3. What am I looking in?
Is this a file, a copy of a micro SD Card, a Hard Disk Drive DD image, a raw NAND chip dump.
This will help us know if the data is contiguous, what the sector,page,block sizes are, if the data needs to be reordered. It will help us to know if the filesystem is FAT32, NTFS, EXT4 etc
4. Is that data active or deleted?
If the data is active, then we can use a filesystem approach to find it (that is not really a topic for here but more details later).
If the data has been deleted, how long ago was it deleted? How big is the disk/memory, how full is the disk, how much was it used since the data was deleted?
5. Let's try looking manually
The reason we are looking manually is usually due to fragmentation, incomplete file finalisation or partial overwriting. Using our hex editor we search for tags/headers/footers to try an identify similar patterns or files structures.
Can we try and 'carve' out a file that can be viewed. Is the data fragmented, has it been partially overwritten? Do we need to build a new file? Do we have similar files from the same device?
6. Now let's automate this.
Once we have done this manually we can now write a script to automate this process. Sometimes we are only looking for one file or piece of data but often it will be many or we will get a similar job again so it is worth putting in the few minutes to script a semi-reusable solution.
It would be nice to say this is the last step but there is a continuous loop between step 5 and 6. As we automate it, a new case breaks it, we adjust and automate ....
I am code language agnostic and have programmed in languages such as c64 basic, Fortran, Spice, various database 'languages', C, C++,VB, java, Matlab, assembler and Python.
I currently like to use Python due to simplicity, readability, support (where would I be without stackoverflow.com), rapid development, price (Gratis is good), licensing, cross platform support, easy GUI support and easy deployment (We can package it up as an exe if we need to distribute it stand alone- this saves the 'oh it's missing a module!' or 'how do i run it?' dilemma that turn a lot of people off from running code. (Setting this up simply is planned for about post 8.. so stay tuned)
I am also OS agnostic, PC, Mac, Linux, DSP on embedded ARM.. bring it on.
The code in the coming blogs will be using Python but as it is almost pseudo code, you can convert it to your language of choice. I am not up for a debate of which language is best.

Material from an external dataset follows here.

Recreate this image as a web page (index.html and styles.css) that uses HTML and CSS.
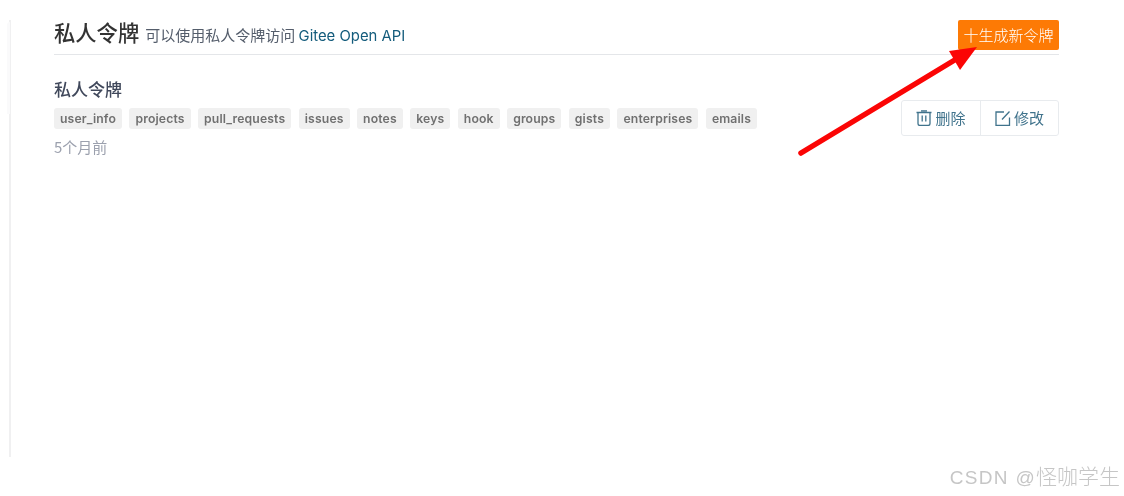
FILE: index.html
```html
<!DOCTYPE html>
<html lang="zh">
<head>
<meta charset="utf-8">
<title>私人令牌</title>
<link rel="stylesheet" href="styles.css">
</head>
<body>
<div class="page">
  <div class="panel">
    <span class="panel-notch"></span>
    <div class="content">
      <header class="head">
        <div class="head-text">
          <h1 class="title">私人令牌</h1>
          <span class="sub">可以使用私人令牌访问 <a class="link">Gitee Open API</a></span>
        </div>
        <a class="new-btn">十生成新令牌</a>
      </header>
      <section class="token">
        <div class="token-main">
          <h2 class="token-name">私人令牌</h2>
          <div class="tags">
            <span class="tag">user_info</span>
            <span class="tag">projects</span>
            <span class="tag">pull_requests</span>
            <span class="tag">issues</span>
            <span class="tag">notes</span>
            <span class="tag">keys</span>
            <span class="tag">hook</span>
            <span class="tag">groups</span>
            <span class="tag">gists</span>
            <span class="tag">enterprises</span>
            <span class="tag">emails</span>
          </div>
          <div class="time">5个月前</div>
        </div>
        <div class="actions">
          <a class="act">
            <svg class="ico" viewBox="0 0 16 16" fill="none" stroke="#40738c" stroke-width="1.3"><path d="M.5 2.5h15M2 2.5v11a2 2 0 0 0 2 2h8a2 2 0 0 0 2-2v-11M5 .8h6M6.2 5.5v6M9.8 5.5v6"/></svg>
            <span class="act-label">删除</span>
          </a>
          <a class="act">
            <svg class="ico" viewBox="0 0 16 16" fill="none" stroke="#40738c" stroke-width="1.3"><path d="M9 2H1v13.3h13.5V7.5M7 9.5 14.5 1.5"/></svg>
            <span class="act-label">修改</span>
          </a>
        </div>
      </section>
    </div>
  </div>
  <svg class="arrow" viewBox="0 0 1124 496" width="1124" height="496">
    <path d="M801 153 L958 58" stroke="#fb0505" stroke-width="5.5" stroke-linecap="round" fill="none"/>
    <path d="M977 47 L949 51 L960 70 Z" fill="#fb0505"/>
  </svg>
  <div class="mark"><span class="mark-latin">CSDN @</span>怪咖学生</div>
</div>
</body>
</html>
```
FILE: styles.css
```css
* { box-sizing: border-box; }
html, body { margin: 0; background: #fff; }
body {
  font-family: "Liberation Sans", "Noto Sans CJK SC", sans-serif;
  width: 1124px;
  height: 496px;
  overflow: hidden;
}
.page { position: relative; width: 1124px; height: 496px; padding: 20px 0 0 9px; filter: blur(0.45px); }
.panel {
  position: relative;
  width: 1050px;
  height: 437px;
  border-left: 2px solid #f0f0f1;
  padding-left: 43px;
}
.panel-notch {
  position: absolute;
  left: -4px;
  top: 2px;
  width: 3px;
  height: 92px;
  background: #fafafb;
  border-top-left-radius: 3px;
}
.content { width: 1005px; }
.head {
  display: flex;
  justify-content: space-between;
  align-items: flex-start;
  height: 35px;
  border-bottom: 1px solid #e4e6e9;
}
.head-text { display: flex; align-items: baseline; height: 30px; line-height: 23px; }
.title { margin: 0 6px 0 0; font-size: 21.3px; font-weight: 500; color: #333; font-family: "Noto Sans CJK SC", sans-serif; }
.sub { font-size: 15px; color: #545d6b; font-family: "Noto Sans CJK SC", sans-serif; }
.link { color: #145c7c; font-family: "Inter", "Liberation Sans", sans-serif; font-size: 14.85px; }
.new-btn {
  width: 101px;
  height: 30px;
  background: #fd7a05;
  border-radius: 2px;
  color: #fff;
  font-size: 15px;
  line-height: 29px;
  text-align: center;
  white-space: nowrap;
  font-family: "Noto Sans CJK SC", sans-serif;
  font-weight: 300;
}
.token { display: flex; justify-content: space-between; align-items: flex-start; padding-top: 23px; }
.token-name { margin: 0; font-size: 17px; line-height: 22px; font-weight: 500; color: #40485b; font-family: "Noto Sans CJK SC", sans-serif; }
.tags { display: flex; gap: 7.5px; margin-top: 8px; }
.tag {
  height: 21px;
  padding: 0 6px;
  background: #f0f0f0;
  border-radius: 3px;
  font-family: "Inter", "Liberation Sans", sans-serif;
  font-size: 12.2px;
  font-weight: 600;
  line-height: 21px;
  color: #707070;
  letter-spacing: 0.14px;
}
.time { margin-top: 8px; font-size: 15px; line-height: 20px; color: #9ca1ae; font-family: "Noto Sans CJK SC", sans-serif; }
.actions {
  display: flex;
  height: 36px;
  border: 1px solid #e8ebee;
  border-radius: 3px;
  margin-top: 22px;
}
.act {
  display: flex;
  align-items: center;
  justify-content: center;
  gap: 3px;
  width: 78px;
  color: #40738c;
  font-size: 15px;
  font-family: "Noto Sans CJK SC", sans-serif;
}
.act-label { line-height: 32px; height: 32px; }
.act + .act { border-left: 1px solid #e8ebee; }
.ico { width: 16px; height: 16px; }
.arrow { position: absolute; left: 0; top: 0; }
.mark {
  position: absolute;
  right: 4px;
  top: 461px;
  font-size: 21px;
  line-height: 28px;
  color: #c6c6c6;
  font-family: "Noto Sans CJK SC", sans-serif;
  font-weight: 300;
  white-space: nowrap;
}
.mark-latin { font-family: "Liberation Sans", sans-serif; font-size: 19px; letter-spacing: 1.3px; }
```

The code is written to be understood, I am not here to show off how I reduced 8 lines of code into 1 and now no one can understand except it Dr Smarty McSmarty or how using a different instruction or module runs 13.6% faster. We can optimise later if we need to. Let's just get something working quickly so our brains can think about the problem and not be bogged down in syntax issues.
OK so let's get started!
Tools:
1. FTK Imager (free and simple to get 'forensic' copies of data like SD cards or Hard Disk Drives etc.)
2. Hex Editor (The next post will go over which ones I use and like)
3. Python (usually use 2.7 due to code base and support out there but also am tinkering with 3)
And that's it! The results I have been able to get from these simple tools have surpassed anything commercial I have used and the difference is I get to understand it too. Which makes the next job/project easier... well, I keep telling myself that.
Until the next post TheHexNinja says:
Gentle deer drinks dew
Forest awakens new day
NINJA STAR TO NECK TO NECK